PROBLEM STATEMENT
Copy out every line exactly, passing over the pictures.

DATA SHOWN
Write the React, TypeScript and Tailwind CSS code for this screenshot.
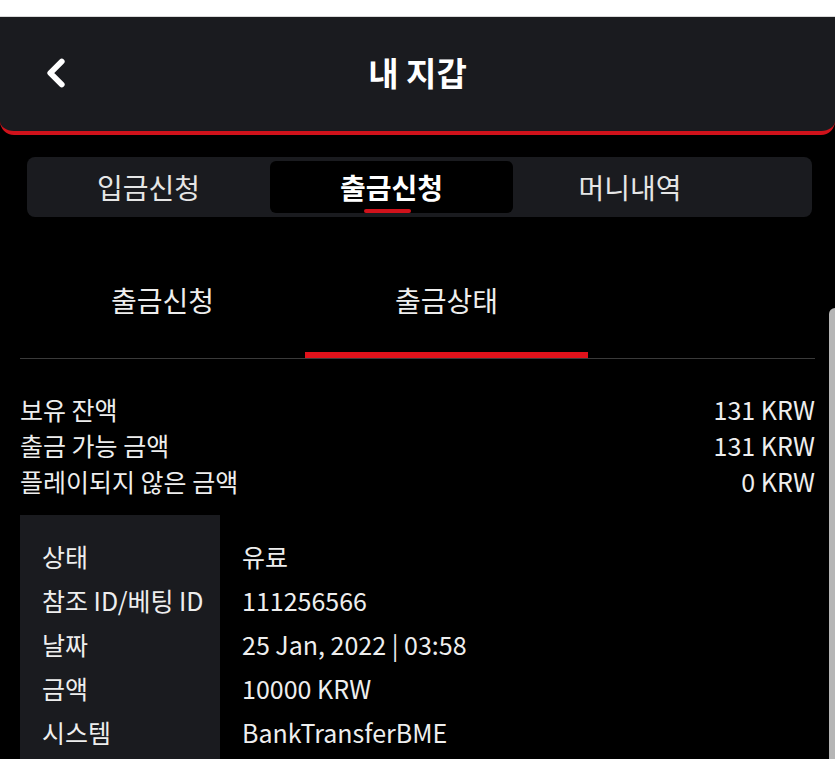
import { ChevronLeft } from "lucide-react";

const font = { fontFamily: '"Noto Sans CJK KR", "Noto Sans", sans-serif' };

const balances = [
  { label: "보유 잔액", value: "131 KRW" },
  { label: "출금 가능 금액", value: "131 KRW" },
  { label: "플레이되지 않은 금액", value: "0 KRW" },
];

const details = [
  { label: "상태", value: "유료" },
  { label: "참조 ID/베팅 ID", value: "111256566" },
  { label: "날짜", value: "25 Jan, 2022 | 03:58" },
  { label: "금액", value: "10000 KRW" },
  { label: "시스템", value: "BankTransferBME" },
];

export default function App() {
  return (
    <div className="relative h-[759px] w-[835px] overflow-hidden bg-black text-[#eeeeee]" style={font}>
      <div className="h-[17px] border-b border-[#d9d9d9] bg-white" />

      <header className="relative flex h-[118px] items-center justify-center rounded-b-[14px] border-b-[4px] border-[#d0121b] bg-[#1a1b1f]">
        <button className="absolute left-[33px] top-[33px] text-white">
          <ChevronLeft size={46} strokeWidth={3} />
        </button>
        <h1 className="mt-[-2px] text-[33px] font-bold text-white">내 지갑</h1>
      </header>

      <div className="pl-[27px] pr-[23px] pt-[22px]">
        <div className="flex h-[60px] items-center rounded-[8px] bg-[#1a1b1f]">
          <div className="flex w-[243px] items-center justify-center text-[28px] text-[#e6e6e6]">입금신청</div>
          <div className="relative flex h-[52px] w-[243px] items-center justify-center rounded-[6px] bg-black text-[28px] font-bold text-white">
            출금신청
            <span className="absolute bottom-[0px] left-[94px] h-[4px] w-[47px] rounded-full bg-[#d0121b]" />
          </div>
          <div className="flex w-[234px] items-center justify-center text-[28px] text-[#e6e6e6]">머니내역</div>
        </div>
      </div>

      <div className="px-[20px]">
        <div className="mt-[39px] flex border-b border-[#3a3a3a]">
          <div className="flex h-[102px] w-[285px] items-center justify-center pb-[14px] text-[28px]">출금신청</div>
          <div className="relative flex h-[102px] w-[283px] items-center justify-center pb-[14px] text-[28px]">
            출금상태
            <span className="absolute bottom-0 left-0 h-[6px] w-full bg-[#e0121b]" />
          </div>
        </div>

        <div className="mt-[33px] flex flex-col">
          {balances.map((b) => (
            <div key={b.label} className="flex h-[36px] items-center justify-between text-[25px]">
              <span>{b.label}</span>
              <span>{b.value}</span>
            </div>
          ))}
        </div>

        <div className="mt-[15px] flex">
          <div className="flex w-[200px] flex-col bg-[#1a1b1f] pt-[20px] pb-[20px] pl-[22px]">
            {details.map((d) => (
              <div key={d.label} className="flex h-[44px] items-center text-[25px]">{d.label}</div>
            ))}
          </div>
          <div className="flex flex-col pt-[20px] pl-[22px]">
            {details.map((d) => (
              <div key={d.label} className="flex h-[44px] items-center text-[25px]">{d.value}</div>
            ))}
          </div>
        </div>
      </div>

      <div className="absolute right-0 top-[308px] h-[460px] w-[6px] rounded-tl-[6px] bg-[#b5b5b5]" />
    </div>
  );
}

REPLY
Write the React, TypeScript and Tailwind CSS code for this screenshot.
import { ChevronLeft } from "lucide-react";

const font = { fontFamily: '"Noto Sans CJK KR", "Noto Sans", sans-serif' };

const balances = [
  { label: "보유 잔액", value: "131 KRW" },
  { label: "출금 가능 금액", value: "131 KRW" },
  { label: "플레이되지 않은 금액", value: "0 KRW" },
];

const details = [
  { label: "상태", value: "유료" },
  { label: "참조 ID/베팅 ID", value: "111256566" },
  { label: "날짜", value: "25 Jan, 2022 | 03:58" },
  { label: "금액", value: "10000 KRW" },
  { label: "시스템", value: "BankTransferBME" },
];

export default function App() {
  return (
    <div className="relative h-[759px] w-[835px] overflow-hidden bg-black text-[#eeeeee]" style={font}>
      <div className="h-[17px] border-b border-[#d9d9d9] bg-white" />

      <header className="relative flex h-[118px] items-center justify-center rounded-b-[14px] border-b-[4px] border-[#d0121b] bg-[#1a1b1f]">
        <button className="absolute left-[33px] top-[33px] text-white">
          <ChevronLeft size={46} strokeWidth={3} />
        </button>
        <h1 className="mt-[-2px] text-[33px] font-bold text-white">내 지갑</h1>
      </header>

      <div className="pl-[27px] pr-[23px] pt-[22px]">
        <div className="flex h-[60px] items-center rounded-[8px] bg-[#1a1b1f]">
          <div className="flex w-[243px] items-center justify-center text-[28px] text-[#e6e6e6]">입금신청</div>
          <div className="relative flex h-[52px] w-[243px] items-center justify-center rounded-[6px] bg-black text-[28px] font-bold text-white">
            출금신청
            <span className="absolute bottom-[0px] left-[94px] h-[4px] w-[47px] rounded-full bg-[#d0121b]" />
          </div>
          <div className="flex w-[234px] items-center justify-center text-[28px] text-[#e6e6e6]">머니내역</div>
        </div>
      </div>

      <div className="px-[20px]">
        <div className="mt-[39px] flex border-b border-[#3a3a3a]">
          <div className="flex h-[102px] w-[285px] items-center justify-center pb-[14px] text-[28px]">출금신청</div>
          <div className="relative flex h-[102px] w-[283px] items-center justify-center pb-[14px] text-[28px]">
            출금상태
            <span className="absolute bottom-0 left-0 h-[6px] w-full bg-[#e0121b]" />
          </div>
        </div>

        <div className="mt-[33px] flex flex-col">
          {balances.map((b) => (
            <div key={b.label} className="flex h-[36px] items-center justify-between text-[25px]">
              <span>{b.label}</span>
              <span>{b.value}</span>
            </div>
          ))}
        </div>

        <div className="mt-[15px] flex">
          <div className="flex w-[200px] flex-col bg-[#1a1b1f] pt-[20px] pb-[20px] pl-[22px]">
            {details.map((d) => (
              <div key={d.label} className="flex h-[44px] items-center text-[25px]">{d.label}</div>
            ))}
          </div>
          <div className="flex flex-col pt-[20px] pl-[22px]">
            {details.map((d) => (
              <div key={d.label} className="flex h-[44px] items-center text-[25px]">{d.value}</div>
            ))}
          </div>
        </div>
      </div>

      <div className="absolute right-0 top-[308px] h-[460px] w-[6px] rounded-tl-[6px] bg-[#b5b5b5]" />
    </div>
  );
}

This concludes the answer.